··· INPUT MATERIAL ···
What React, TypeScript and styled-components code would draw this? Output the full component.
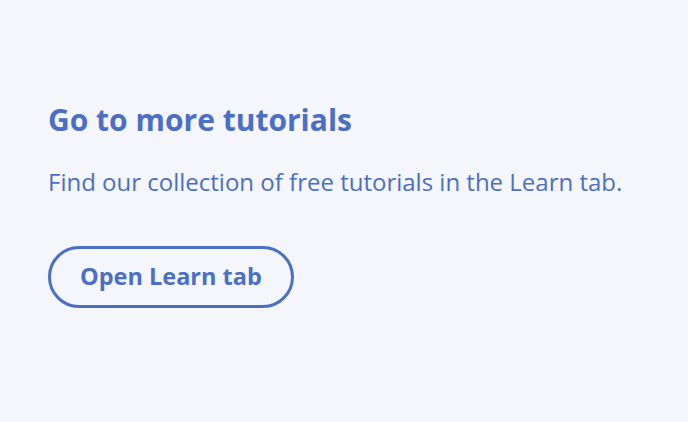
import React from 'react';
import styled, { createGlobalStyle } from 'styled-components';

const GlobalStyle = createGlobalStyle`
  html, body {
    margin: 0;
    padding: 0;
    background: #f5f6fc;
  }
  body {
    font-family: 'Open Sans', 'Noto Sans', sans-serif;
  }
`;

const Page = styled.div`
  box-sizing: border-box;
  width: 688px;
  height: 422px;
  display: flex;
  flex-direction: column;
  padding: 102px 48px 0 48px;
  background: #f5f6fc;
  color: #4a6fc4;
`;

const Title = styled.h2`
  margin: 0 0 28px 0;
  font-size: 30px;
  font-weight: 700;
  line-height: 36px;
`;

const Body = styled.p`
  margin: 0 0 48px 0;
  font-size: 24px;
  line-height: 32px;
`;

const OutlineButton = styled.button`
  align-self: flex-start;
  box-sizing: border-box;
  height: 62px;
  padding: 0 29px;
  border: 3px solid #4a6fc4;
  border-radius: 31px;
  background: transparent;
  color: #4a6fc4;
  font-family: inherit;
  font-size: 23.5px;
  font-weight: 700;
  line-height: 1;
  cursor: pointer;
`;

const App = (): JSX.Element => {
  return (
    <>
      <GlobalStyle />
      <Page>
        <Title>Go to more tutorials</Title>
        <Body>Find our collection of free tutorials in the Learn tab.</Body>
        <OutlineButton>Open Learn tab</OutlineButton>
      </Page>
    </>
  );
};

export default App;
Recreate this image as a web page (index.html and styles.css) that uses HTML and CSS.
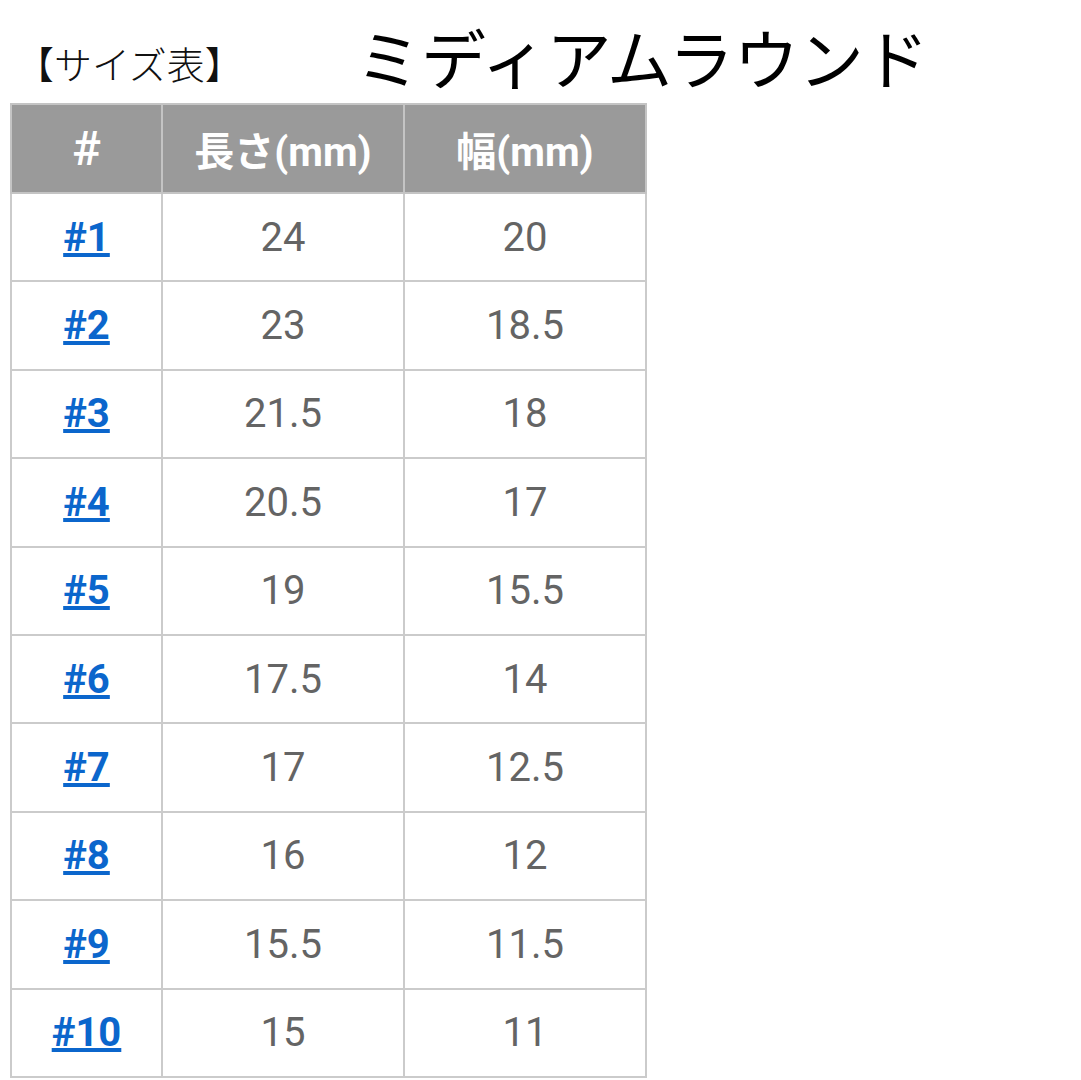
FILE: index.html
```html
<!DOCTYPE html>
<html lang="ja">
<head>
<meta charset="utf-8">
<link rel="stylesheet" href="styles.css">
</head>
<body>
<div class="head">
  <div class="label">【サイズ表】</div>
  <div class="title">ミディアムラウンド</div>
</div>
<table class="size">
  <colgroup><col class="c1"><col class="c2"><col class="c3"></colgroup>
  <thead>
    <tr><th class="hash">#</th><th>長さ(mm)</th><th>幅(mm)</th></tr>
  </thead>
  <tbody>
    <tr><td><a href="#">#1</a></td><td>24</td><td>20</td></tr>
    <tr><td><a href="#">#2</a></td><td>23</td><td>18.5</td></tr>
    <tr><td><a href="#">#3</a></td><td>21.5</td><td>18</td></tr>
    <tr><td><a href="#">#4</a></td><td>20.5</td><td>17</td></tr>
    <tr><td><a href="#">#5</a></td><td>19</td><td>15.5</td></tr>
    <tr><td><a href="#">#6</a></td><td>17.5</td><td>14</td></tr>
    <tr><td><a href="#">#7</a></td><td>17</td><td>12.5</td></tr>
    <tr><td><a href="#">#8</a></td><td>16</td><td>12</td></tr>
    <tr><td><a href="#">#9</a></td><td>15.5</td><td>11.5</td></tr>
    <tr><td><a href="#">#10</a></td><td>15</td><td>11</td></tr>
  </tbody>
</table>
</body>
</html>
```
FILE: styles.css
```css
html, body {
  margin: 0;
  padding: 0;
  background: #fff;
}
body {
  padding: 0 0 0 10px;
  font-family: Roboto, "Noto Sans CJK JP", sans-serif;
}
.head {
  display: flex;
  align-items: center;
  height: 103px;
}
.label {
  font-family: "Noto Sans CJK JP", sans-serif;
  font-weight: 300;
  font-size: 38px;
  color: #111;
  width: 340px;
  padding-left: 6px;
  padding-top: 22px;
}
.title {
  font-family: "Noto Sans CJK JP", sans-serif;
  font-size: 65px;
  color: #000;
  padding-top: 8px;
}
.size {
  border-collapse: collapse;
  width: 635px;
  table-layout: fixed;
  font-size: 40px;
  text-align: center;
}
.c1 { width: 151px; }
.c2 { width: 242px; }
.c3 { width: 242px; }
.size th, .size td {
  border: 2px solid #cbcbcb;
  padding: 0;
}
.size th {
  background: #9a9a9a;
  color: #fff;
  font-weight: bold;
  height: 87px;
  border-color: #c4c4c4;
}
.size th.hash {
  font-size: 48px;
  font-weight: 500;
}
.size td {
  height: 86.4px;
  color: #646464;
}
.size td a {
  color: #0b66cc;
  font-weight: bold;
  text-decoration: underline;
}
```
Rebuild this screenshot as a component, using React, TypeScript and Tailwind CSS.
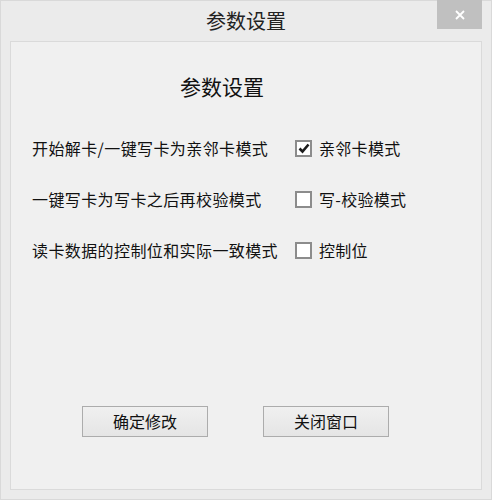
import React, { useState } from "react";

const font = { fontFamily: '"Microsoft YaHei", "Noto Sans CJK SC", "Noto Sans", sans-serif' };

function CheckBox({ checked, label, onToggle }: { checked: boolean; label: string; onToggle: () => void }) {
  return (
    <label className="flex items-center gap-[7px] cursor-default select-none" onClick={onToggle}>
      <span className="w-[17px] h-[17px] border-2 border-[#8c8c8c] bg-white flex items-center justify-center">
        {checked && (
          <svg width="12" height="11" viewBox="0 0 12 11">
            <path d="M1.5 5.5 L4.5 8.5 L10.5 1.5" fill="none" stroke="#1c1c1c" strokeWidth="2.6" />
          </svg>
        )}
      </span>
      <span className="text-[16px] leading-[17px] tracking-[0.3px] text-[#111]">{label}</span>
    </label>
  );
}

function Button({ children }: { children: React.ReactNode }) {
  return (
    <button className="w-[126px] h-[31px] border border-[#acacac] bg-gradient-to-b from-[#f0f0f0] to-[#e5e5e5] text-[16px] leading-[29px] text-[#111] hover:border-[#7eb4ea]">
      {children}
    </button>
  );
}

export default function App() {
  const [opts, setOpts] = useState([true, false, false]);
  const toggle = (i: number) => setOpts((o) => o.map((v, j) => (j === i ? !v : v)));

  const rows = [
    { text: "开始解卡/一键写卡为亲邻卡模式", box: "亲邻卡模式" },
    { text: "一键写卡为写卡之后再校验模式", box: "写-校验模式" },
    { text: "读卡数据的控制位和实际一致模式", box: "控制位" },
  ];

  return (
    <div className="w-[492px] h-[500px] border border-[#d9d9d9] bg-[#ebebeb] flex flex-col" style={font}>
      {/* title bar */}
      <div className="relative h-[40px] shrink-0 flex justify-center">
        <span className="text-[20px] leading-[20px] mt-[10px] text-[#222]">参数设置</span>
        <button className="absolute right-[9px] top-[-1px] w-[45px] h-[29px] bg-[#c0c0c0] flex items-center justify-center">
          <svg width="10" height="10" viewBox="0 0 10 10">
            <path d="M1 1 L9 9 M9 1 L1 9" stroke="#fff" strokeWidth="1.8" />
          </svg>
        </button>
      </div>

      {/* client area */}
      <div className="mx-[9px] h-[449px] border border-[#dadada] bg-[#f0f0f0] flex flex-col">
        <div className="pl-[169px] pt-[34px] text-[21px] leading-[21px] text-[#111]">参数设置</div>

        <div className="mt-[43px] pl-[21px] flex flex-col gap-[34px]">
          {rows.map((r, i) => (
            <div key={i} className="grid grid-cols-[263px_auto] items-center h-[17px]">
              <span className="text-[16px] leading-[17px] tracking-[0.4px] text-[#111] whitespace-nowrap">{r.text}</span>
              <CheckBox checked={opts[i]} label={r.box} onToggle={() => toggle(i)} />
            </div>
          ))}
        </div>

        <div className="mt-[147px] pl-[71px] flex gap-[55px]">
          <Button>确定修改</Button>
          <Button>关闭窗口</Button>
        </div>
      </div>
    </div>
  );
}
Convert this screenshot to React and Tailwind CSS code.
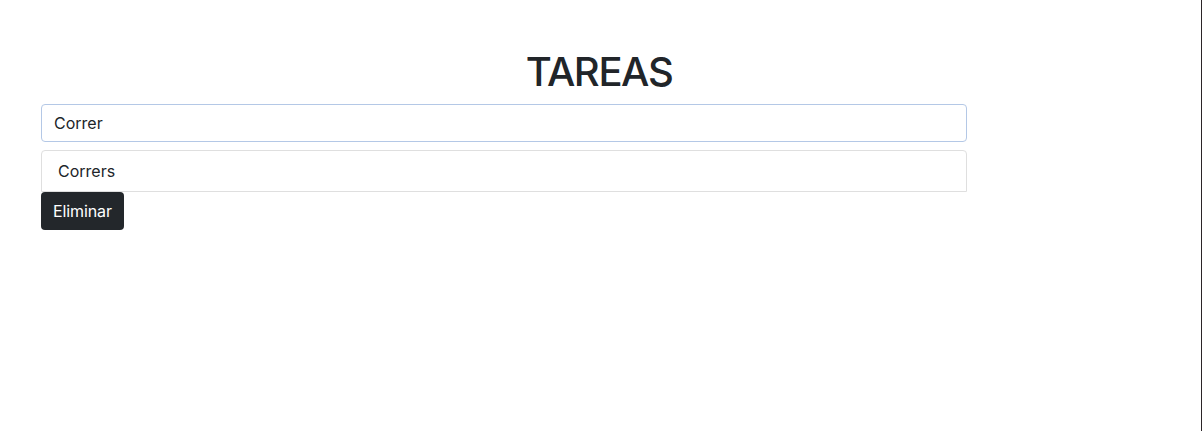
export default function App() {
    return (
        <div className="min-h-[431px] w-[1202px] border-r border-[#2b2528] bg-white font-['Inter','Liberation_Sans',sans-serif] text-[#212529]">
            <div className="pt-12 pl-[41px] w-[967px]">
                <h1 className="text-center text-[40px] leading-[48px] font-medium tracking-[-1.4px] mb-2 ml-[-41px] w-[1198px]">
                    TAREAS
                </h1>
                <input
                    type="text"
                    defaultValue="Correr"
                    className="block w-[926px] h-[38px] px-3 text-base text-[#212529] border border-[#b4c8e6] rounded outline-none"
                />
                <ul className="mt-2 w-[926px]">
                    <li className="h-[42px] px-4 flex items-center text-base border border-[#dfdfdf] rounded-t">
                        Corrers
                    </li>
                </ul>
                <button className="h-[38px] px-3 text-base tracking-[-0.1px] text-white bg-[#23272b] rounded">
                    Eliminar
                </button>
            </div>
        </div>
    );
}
···
§ **TASK STATEMENT**
Everything from the first line of the entries through the line that contains "export default App;" is to be reproduced exactly, except the pictures.

§ **RESULT FOR THIS TASK**
What React, TypeScript and styled-components code would draw this? Output the full component.
import React from 'react';
import styled, { createGlobalStyle } from 'styled-components';

const GlobalStyle = createGlobalStyle`
  html, body {
    margin: 0;
    padding: 0;
    background: #f5f6fc;
  }
  body {
    font-family: 'Open Sans', 'Noto Sans', sans-serif;
  }
`;

const Page = styled.div`
  box-sizing: border-box;
  width: 688px;
  height: 422px;
  display: flex;
  flex-direction: column;
  padding: 102px 48px 0 48px;
  background: #f5f6fc;
  color: #4a6fc4;
`;

const Title = styled.h2`
  margin: 0 0 28px 0;
  font-size: 30px;
  font-weight: 700;
  line-height: 36px;
`;

const Body = styled.p`
  margin: 0 0 48px 0;
  font-size: 24px;
  line-height: 32px;
`;

const OutlineButton = styled.button`
  align-self: flex-start;
  box-sizing: border-box;
  height: 62px;
  padding: 0 29px;
  border: 3px solid #4a6fc4;
  border-radius: 31px;
  background: transparent;
  color: #4a6fc4;
  font-family: inherit;
  font-size: 23.5px;
  font-weight: 700;
  line-height: 1;
  cursor: pointer;
`;

const App = (): JSX.Element => {
  return (
    <>
      <GlobalStyle />
      <Page>
        <Title>Go to more tutorials</Title>
        <Body>Find our collection of free tutorials in the Learn tab.</Body>
        <OutlineButton>Open Learn tab</OutlineButton>
      </Page>
    </>
  );
};

export default App;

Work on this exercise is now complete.